Mr. Freezy (there was in reality a "Mr. Softee") and Kuklinski join forces after the latter has been sent adrift by DeMeo.  Their collaboration provides in The Iceman, if not levity, at least a strange leavening.  When the two matter-of-factly go about dismembering bodies - sawing limbs as casually as a carpenter might tear through a 2 x 4 for the thousandth time - before disposing or first freezing the evidence, the film approaches black comedy.  Kuklinski's tendency to stow corpses in an industrial freezer to conceal the time of death  - as opposed to his mere cold-bloodedness - won him his nickname.

Perhaps the most seamless period aspects of The Iceman are present in both the art direction of building and home interiors as well as the exterior shooting.  I can't speak to the look of Newark in the 60s or 70s, but the film's location scouts did well in finding streets in Detroit and Shreveport, Louisiana to stand in for time, if not also place.

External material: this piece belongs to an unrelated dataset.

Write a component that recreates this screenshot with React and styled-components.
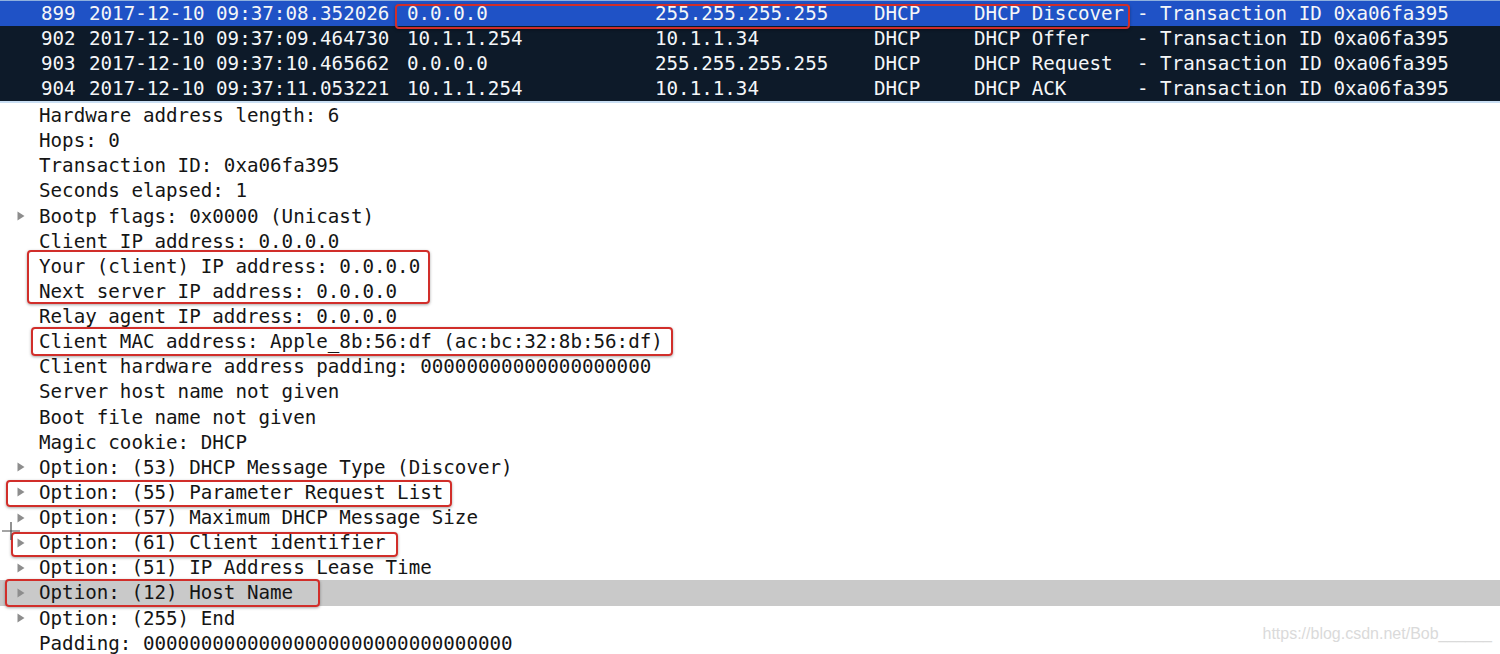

It is in the oft-contentious exchanges between Kuklinski and DeMeo that The Iceman gains the threatening traction after which it generally just spins.  Here both Shannon and Liotta are doing what they're typecast to do.   But there's a reason for that, much as it might limit their respective careers.  They're like artists who can work within a very limited palette - rather dark, of course -  and reveal a seemingly endless number of shadings.  Liotta dilates his blue eyes, makes them prominent, lifeless pools and suddenly it doesn't seem like make-believe anymore.  Shannon's Kuklinski bears almost no resemblance to other crazy or at least on edge characters he's brought to life on screen elsewhere.  If you watch him work in a superior film like Jeff Nichol's Take Shelter, where contrasting moments of tenderness and affability better define the impressively-credible extremes toward the insane to which he animates that troubled man, you get a fuller sense of his range.  But if dark is what you need, dark is what he can give you.  When his character steps out of his car to face a man whose car he has rear-ended, Shannon does not need the real Kuklinski's fearsome physique - 6'4'' and 300 pounds - to very quickly and powerfully communicate a man whom you do not want to cross.

Mainly a success of acting and art direction, The Iceman is like getting to see a couple of big leaguers swing the bat in a minor league game.